# START OF Information supplied

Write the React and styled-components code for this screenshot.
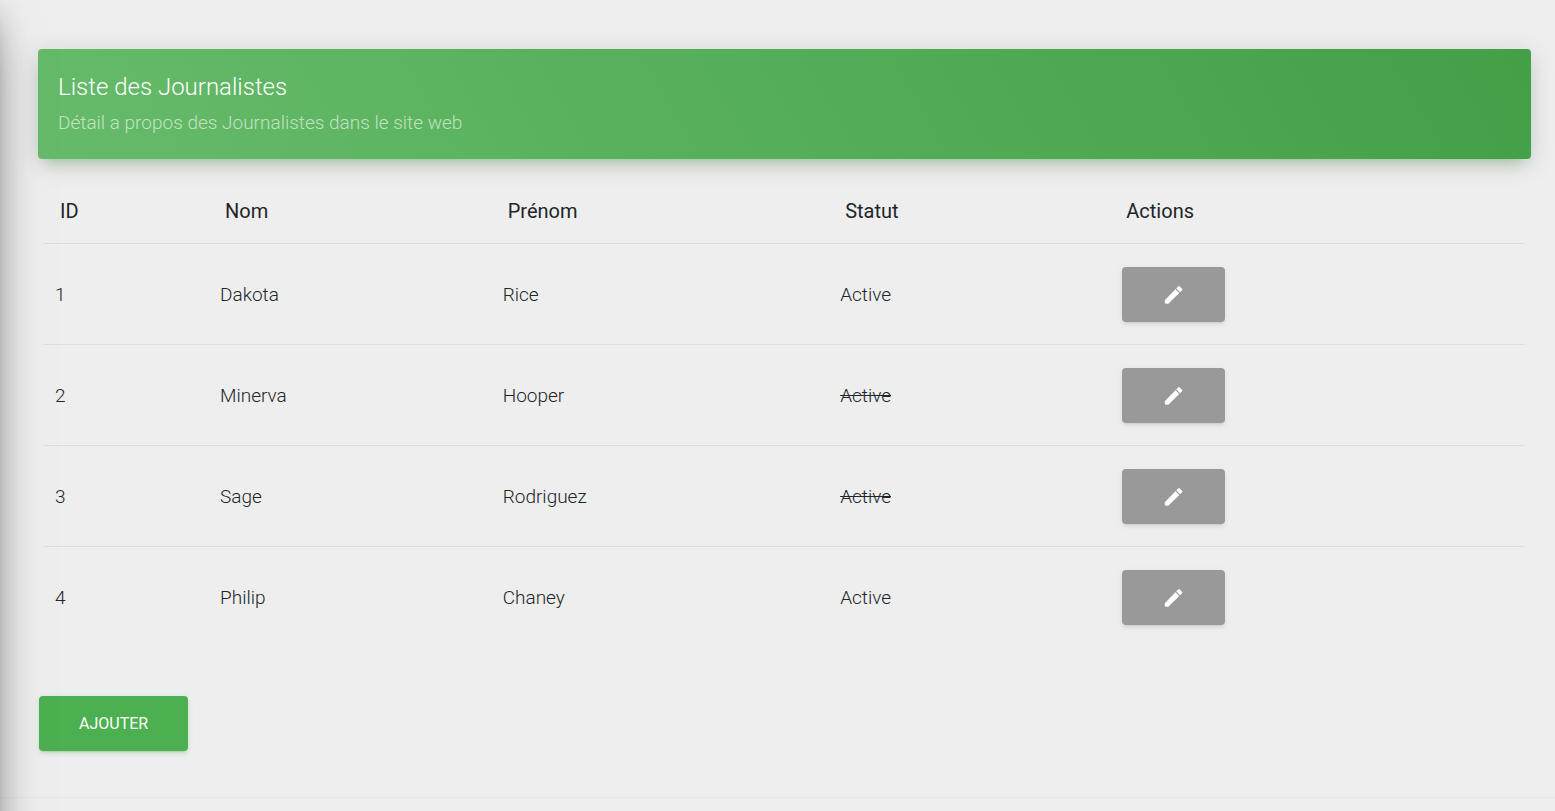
import React from "react";
import styled, { createGlobalStyle } from "styled-components";

const GlobalStyle = createGlobalStyle`
  * { box-sizing: border-box; }
  body {
    margin: 0;
    background: #eee;
    color: #212529;
    font-family: Roboto, "Liberation Sans", sans-serif;
    font-weight: 300;
    font-size: 19px;
    line-height: 27px;
  }
`;

const Page = styled.div`
  min-height: 100vh;
  display: flex;
  flex-direction: column;
`;

/* Closed drawer: only its shadow reaches into the page. */
const Drawer = styled.aside`
  position: fixed;
  top: 0;
  bottom: -80px;
  left: -340px;
  width: 340px;
  z-index: 1;
  pointer-events: none;
  box-shadow:
    0 21px 51px -16px rgba(0, 0, 0, 0.56),
    0 5px 33px rgba(0, 0, 0, 0.12),
    0 11px 13px -7px rgba(0, 0, 0, 0.2);
`;

const Main = styled.main`
  flex: 1;
  padding: 49px 24px 46px 38px;
`;

const Banner = styled.header`
  height: 110px;
  padding: 21px 20px;
  border-radius: 4px;
  color: #fff;
  background: linear-gradient(60deg, #66bb6a, #43a047);
  box-shadow: 0 5px 27px rgba(0, 0, 0, 0.14), 0 9px 13px -7px rgba(76, 175, 80, 0.4);
`;

const Title = styled.h4`
  margin: 0;
  font-size: 24px;
  line-height: 35px;
  font-weight: 300;
`;

const Subtitle = styled.p`
  margin: 4px 0 0;
  color: rgba(255, 255, 255, 0.62);
`;

const Table = styled.table`
  width: calc(100% - 13px);
  margin: 20px 7px 0 6px;
  border-collapse: collapse;
  table-layout: fixed;
`;

const Col = styled.col`
  width: ${(p) => p.$width};
`;

const HeadCell = styled.th`
  height: 64px;
  padding: 1px 16px 0;
  text-align: left;
  font-size: 20px;
  font-weight: 400;
`;

const Cell = styled.td`
  height: 101px;
  padding: 1px 11px 0;
  border-top: 1px solid #ddd;
`;

const Button = styled.button`
  display: inline-flex;
  align-items: center;
  justify-content: center;
  height: 55px;
  margin: 0 1px;
  padding: 0 40px;
  border: 0;
  border-radius: 4px;
  color: #fff;
  background: rgb(${(p) => (p.$primary ? "76, 175, 80" : "153, 153, 153")});
  box-shadow:
    0 3px 3px rgba(${(p) => (p.$primary ? "76, 175, 80" : "153, 153, 153")}, 0.14),
    0 4px 1px -3px rgba(${(p) => (p.$primary ? "76, 175, 80" : "153, 153, 153")}, 0.2),
    0 1px 7px rgba(${(p) => (p.$primary ? "76, 175, 80" : "153, 153, 153")}, 0.12);
  font: 400 16px/20px Roboto, "Liberation Sans", sans-serif;
  text-transform: uppercase;
  vertical-align: middle;
  cursor: pointer;
`;

const Actions = styled.div`
  margin-top: 49px;
`;

const Footer = styled.footer`
  height: 14px;
  border-top: 1px solid #e7e7e7;
`;

const Icon = styled.svg`
  width: 23px;
  height: 24px;
  fill: currentColor;
  stroke: currentColor;
  stroke-width: 0.5;
  stroke-linejoin: round;
`;

const journalists = [
  { id: 1, nom: "Dakota", prenom: "Rice", active: true },
  { id: 2, nom: "Minerva", prenom: "Hooper", active: false },
  { id: 3, nom: "Sage", prenom: "Rodriguez", active: false },
  { id: 4, nom: "Philip", prenom: "Chaney", active: true },
];

const PencilIcon = () => (
  <Icon viewBox="0 -1 24 24" aria-hidden="true">
    <path d="M3.2 17.5V20q0 .8.8.8h2.6L17.81 9.94l-3.75-3.75L3.2 17.5zM20.71 7.04a1 1 0 0 0 0-1.41l-2.34-2.34a1 1 0 0 0-1.41 0l-1.83 1.83 3.75 3.75 1.83-1.83z" />
  </Icon>
);

export default function App() {
  return (
    <>
      <GlobalStyle />
      <Drawer />
      <Page>
        <Main>
          <Banner>
            <Title>Liste des Journalistes</Title>
            <Subtitle>Détail a propos des Journalistes dans le site web</Subtitle>
          </Banner>
          <Table>
            <colgroup>
              <Col $width="11.15%" />
              <Col $width="19.1%" />
              <Col $width="22.8%" />
              <Col $width="19%" />
              <Col />
            </colgroup>
            <thead>
              <tr>
                {["ID", "Nom", "Prénom", "Statut", "Actions"].map((label) => (
                  <HeadCell key={label} scope="col">{label}</HeadCell>
                ))}
              </tr>
            </thead>
            <tbody>
              {journalists.map((j) => (
                <tr key={j.id}>
                  <Cell>{j.id}</Cell>
                  <Cell>{j.nom}</Cell>
                  <Cell>{j.prenom}</Cell>
                  <Cell>{j.active ? "Active" : <del>Active</del>}</Cell>
                  <Cell>
                    <Button type="button" aria-label={`Modifier ${j.nom} ${j.prenom}`}>
                      <PencilIcon />
                    </Button>
                  </Cell>
                </tr>
              ))}
            </tbody>
          </Table>
          <Actions>
            <Button type="button" $primary>Ajouter</Button>
          </Actions>
        </Main>
        <Footer />
      </Page>
    </>
  );
}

# END OF Information supplied

Pick each line holding the word "React" out of the data and copy it.

Task result:
Write the React and styled-components code for this screenshot.
import React from "react";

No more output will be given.